Bu durum sendika bürokratları için iyi bir olanak olamaz mı?
İşte size son yıllarda yakıştırılan pek de yakınmadığınız, “ücret
sendikacılığı” yapmak için büyük fırsat… Bari ücret sendikacılığı
alanınızı genişletiniz…
Ama zannediyorum bu faaliyet pek itibar getirmez, hatta
sıkıntınızı artırabilir.
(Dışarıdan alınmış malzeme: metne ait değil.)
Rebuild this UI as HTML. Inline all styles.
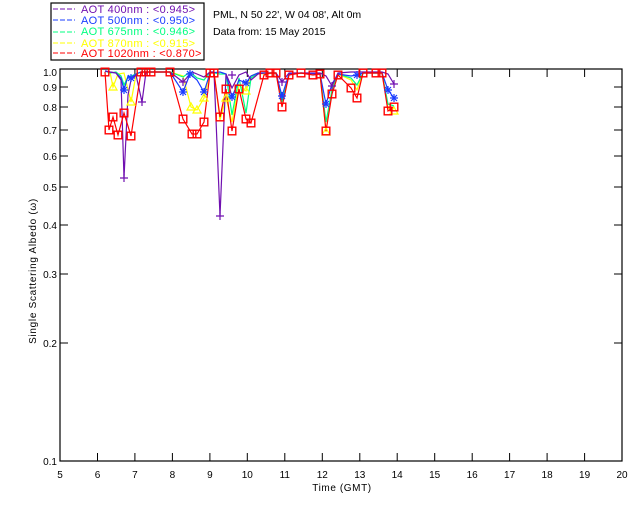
<!DOCTYPE html>
<html><head><meta charset="utf-8"><style>
html,body{margin:0;padding:0;background:#fff;}
svg{display:block;}
svg text{font-family:"Liberation Sans",Arial,sans-serif;}
</style></head><body>
<svg width="640" height="512" viewBox="0 0 640 512" xmlns="http://www.w3.org/2000/svg">
<defs>
<g id="sq"><rect x="-3.8" y="-3.8" width="7.6" height="7.6" fill="none" stroke="#ff0000" stroke-width="1.4"/></g>
<g id="pl"><path d="M-4 0H4M0 -4V4" stroke="#7010b0" stroke-width="1.2"/></g>
<g id="st"><path d="M-4 0H4M0 -4V4M-3 -3L3 3M-3 3L3 -3" stroke="#1a3cff" stroke-width="1.2"/></g>
<g id="tr"><path d="M-4 3L0 -4L4 3Z" fill="none" stroke="#ffff00" stroke-width="1.2"/></g>
</defs>
<rect x="51" y="3" width="153" height="57" fill="#fff" stroke="#000" stroke-width="1.2"/>
<g font-size="11" letter-spacing="0.3">
<line x1="53" y1="9" x2="75" y2="9" stroke="#7010b0" stroke-dasharray="5,2"/>
<text x="81" y="13" fill="#7010b0">AOT  400nm : &lt;0.945&gt;</text>
<line x1="53" y1="20" x2="75" y2="20" stroke="#1a3cff" stroke-dasharray="5,2"/>
<text x="81" y="24" fill="#1a3cff">AOT  500nm : &lt;0.950&gt;</text>
<line x1="53" y1="32" x2="75" y2="32" stroke="#00ff80" stroke-dasharray="5,2"/>
<text x="81" y="35" fill="#00ff80">AOT  675nm : &lt;0.946&gt;</text>
<line x1="53" y1="43" x2="75" y2="43" stroke="#ffff00" stroke-dasharray="5,2"/>
<text x="81" y="47" fill="#ffff00">AOT  870nm : &lt;0.915&gt;</text>
<line x1="53" y1="53" x2="75" y2="53" stroke="#ff0000" stroke-dasharray="5,2"/>
<text x="81" y="57" fill="#ff0000">AOT 1020nm : &lt;0.870&gt;</text>
</g>
<g font-size="10.5">
<text x="213" y="18" fill="#000">PML, N 50 22', W 04 08', Alt 0m</text>
<text x="213" y="35" fill="#000">Data from: 15 May 2015</text>
</g>
<rect x="60" y="69" width="562" height="392" fill="none" stroke="#000" stroke-width="1.2"/>
<g stroke="#000" stroke-width="1">
<path d="M97.5 461v-8M134.9 461v-8M172.4 461v-8M209.9 461v-8M247.3 461v-8M284.8 461v-8M322.3 461v-8M359.8 461v-8M397.2 461v-8M434.7 461v-8M472.2 461v-8M509.6 461v-8M547.1 461v-8M584.6 461v-8"/>
<path d="M97.5 69v8M134.9 69v8M172.4 69v8M209.9 69v8M247.3 69v8M284.8 69v8M322.3 69v8M359.8 69v8M397.2 69v8M434.7 69v8M472.2 69v8M509.6 69v8M547.1 69v8M584.6 69v8"/>
<path d="M60 343h8M60 274h8M60 225h8M60 187h8M60 156h8M60 130h8M60 107h8M60 87h8"/>
<path d="M622 343h-8M622 274h-8M622 225h-8M622 187h-8M622 156h-8M622 130h-8M622 107h-8M622 87h-8"/>
</g>
<g font-size="10" fill="#000" text-anchor="end">
<text x="57" y="465">0.1</text><text x="57" y="347">0.2</text><text x="57" y="278">0.3</text>
<text x="57" y="229">0.4</text><text x="57" y="191">0.5</text><text x="57" y="160">0.6</text>
<text x="57" y="134">0.7</text><text x="57" y="111">0.8</text><text x="57" y="91">0.9</text><text x="57" y="76">1.0</text>
</g>
<g font-size="10" fill="#000" text-anchor="middle">
<text x="60" y="478">5</text><text x="97.5" y="478">6</text><text x="134.9" y="478">7</text><text x="172.4" y="478">8</text>
<text x="209.9" y="478">9</text><text x="247.3" y="478">10</text><text x="284.8" y="478">11</text><text x="322.3" y="478">12</text>
<text x="359.8" y="478">13</text><text x="397.2" y="478">14</text><text x="434.7" y="478">15</text><text x="472.2" y="478">16</text>
<text x="509.6" y="478">17</text><text x="547.1" y="478">18</text><text x="584.6" y="478">19</text><text x="622" y="478">20</text>
<text x="342" y="491" letter-spacing="0.6">Time (GMT)</text>
<text transform="translate(36 271) rotate(-90)" letter-spacing="0.7">Single Scattering Albedo (ω)</text>
</g>
<g fill="none" stroke-width="1.2">
<polyline stroke="#ffff00" points="105,71 110,72 113,87 118,74 124,73 131,102 136,75 141,72 151,72 170,72 183,76 191,107 197,110 204,98 210,72 214,72 220,120 226,98 232,122 239,85 246,91 251,76 258,73 264,74 276,73 282,100 289,74 301,73 320,74 326,132 332,88 338,74 351,80 357,90 363,73 382,73 388,108 394,111"/>
<polyline stroke="#00ff80" points="105,71 110,73 116,72 121,76 124,85 128,77 131,76 136,74 141,72 151,72 170,72 183,77 190,72 197,78 204,80 210,72 220,74 226,74 232,115 239,78 246,113 251,78 258,73 276,73 282,102 289,74 301,73 320,74 326,122 332,90 338,74 351,78 357,85 363,73 382,73 388,104 394,106"/>
<polyline stroke="#1a3cff" points="105,71 110,72 116,73 121,78 124,90 128,76 131,78 136,74 141,72 151,72 170,72 183,92 190,74 197,80 204,92 210,73 220,72 226,74 232,97 239,80 246,83 251,76 258,73 276,73 282,96 289,74 301,73 320,74 326,104 332,84 338,74 351,76 357,75 363,73 382,73 388,90 394,98"/>
<polyline stroke="#7010b0" points="105,71 110,72 116,73 121,80 124,178 128,95 131,80 136,75 142,102 146,72 151,72 170,72 183,82 192,72 197,74 204,77 210,72 214,72 220,216 226,74 232,88 239,75 246,72 251,80 258,74 264,73 276,73 282,82 289,73 301,73 320,73 326,76 332,86 338,73 351,72 363,72 382,72 388,74 394,84"/>
<polyline stroke="#ff0000" points="105,72 109,130 113,117 118,135 124,113 131,136 141,72 146,72 151,72 170,72 183,119 192,134 197,134 204,122 210,73 214,73 220,117 226,89 232,131 239,89 246,119 251,123 264,75 270,73 276,73 282,107 289,75 301,73 313,75 320,74 326,131 332,94 338,75 351,88 357,98 363,73 376,73 382,73 388,111 394,107"/>
</g>
<g>
<use href="#pl" x="124" y="178"/><use href="#pl" x="142" y="102"/><use href="#pl" x="220" y="216"/><use href="#pl" x="183" y="82"/><use href="#pl" x="394" y="84"/><use href="#pl" x="232" y="75"/><use href="#pl" x="332" y="86"/><use href="#pl" x="282" y="82"/>
<use href="#st" x="124" y="90"/><use href="#st" x="183" y="92"/><use href="#st" x="204" y="92"/><use href="#st" x="232" y="97"/><use href="#st" x="246" y="83"/><use href="#st" x="282" y="96"/><use href="#st" x="326" y="104"/><use href="#st" x="388" y="90"/><use href="#st" x="394" y="98"/><use href="#st" x="190" y="74"/><use href="#st" x="131" y="78"/><use href="#st" x="357" y="75"/>
<use href="#tr" x="113" y="87"/><use href="#tr" x="131" y="102"/><use href="#tr" x="191" y="107"/><use href="#tr" x="197" y="110"/><use href="#tr" x="204" y="98"/><use href="#tr" x="226" y="98"/><use href="#tr" x="246" y="91"/><use href="#tr" x="394" y="111"/><use href="#tr" x="326" y="132"/>
<use href="#sq" x="105" y="72"/><use href="#sq" x="109" y="130"/><use href="#sq" x="113" y="117"/><use href="#sq" x="118" y="135"/><use href="#sq" x="124" y="113"/><use href="#sq" x="131" y="136"/><use href="#sq" x="141" y="72"/><use href="#sq" x="146" y="72"/><use href="#sq" x="151" y="72"/><use href="#sq" x="170" y="72"/><use href="#sq" x="183" y="119"/><use href="#sq" x="192" y="134"/><use href="#sq" x="197" y="134"/><use href="#sq" x="204" y="122"/><use href="#sq" x="210" y="73"/><use href="#sq" x="214" y="73"/><use href="#sq" x="220" y="117"/><use href="#sq" x="226" y="89"/><use href="#sq" x="232" y="131"/><use href="#sq" x="239" y="89"/><use href="#sq" x="246" y="119"/><use href="#sq" x="251" y="123"/><use href="#sq" x="264" y="75"/><use href="#sq" x="270" y="73"/><use href="#sq" x="276" y="73"/><use href="#sq" x="282" y="107"/><use href="#sq" x="289" y="75"/><use href="#sq" x="301" y="73"/><use href="#sq" x="313" y="75"/><use href="#sq" x="320" y="74"/><use href="#sq" x="326" y="131"/><use href="#sq" x="332" y="94"/><use href="#sq" x="338" y="75"/><use href="#sq" x="351" y="88"/><use href="#sq" x="357" y="98"/><use href="#sq" x="363" y="73"/><use href="#sq" x="376" y="73"/><use href="#sq" x="382" y="73"/><use href="#sq" x="388" y="111"/><use href="#sq" x="394" y="107"/>
</g>
</svg>
</body></html>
Son yıllarda sıkça kullandığınız “dar
gelirliler” veya “çalışanların” gözleri önündeki sızlanmalarınız gözden
düşmenize, eğer sendika kongreleri yaklaşıyorsa birkaç delegenin oyunu
yitirmenize bile neden olabilir.
Belirtmelim ki, sendika bürokrasisi ne işyeri veya sektör
toplu sözleşmelerinde, ne de asgari ücret müzakere sürecinde tabandan
gelin bir zorlama olmadığı sürece sızlanma sanatını icra etmekten, ve
her iki süreci birbirinden ayırmaya ustaca gayret etmekten
vazgeçmeyecek görünüyor.
Şu bir gerçek; 1963’ten bu güne asgari ücret süreci işçi
sınıfının tepkisinin örgütlendiği bir mecraya sahip olamadı.
Sendikalarda örgütlü işçi sınıfı, asgari ücret müzakerelerinde habersiz
bir rol üstlendi. Genel kurullarda, temsilci toplantılarında,
mitinglerde yer yer gündeme gelse de asgari ücretle ilgili “genelleşen
bir talep” haykırılamadı…
Sendika bürokrasinin ekmeğine yağ süren, sessiz, dağınık,
adeta ilgisiz kalmaya, hayır!
Asgari ücret müzakerelerine önümüzdeki dönem yeniden
örgütlenme vesilesi olarak hazırlanmak pekala mümkündür; sendika
bürokrasisinin devlet vakarını bozarak, asgari ücret sürecini sınıfın
ihtiyaçları etrafında yeniden-örgütlemek için ilk iş herhalde
sendikalarda örgütlü işçilerin müdahalesi olacaktır.
Asgari ücret müzakerelerine önümüzdeki dönem yeniden
örgütlenme vesilesi olarak hazırlanmak pekala mümkündür; sendika
bürokrasisinin devlet vakarını bozarak, asgari ücret sürecini
sınıfın ihtiyaçları etrafında yeniden-örgütlemek için ilk iş
herhalde sendikalarda örgütlü işçilerin müdahalesi olacaktır.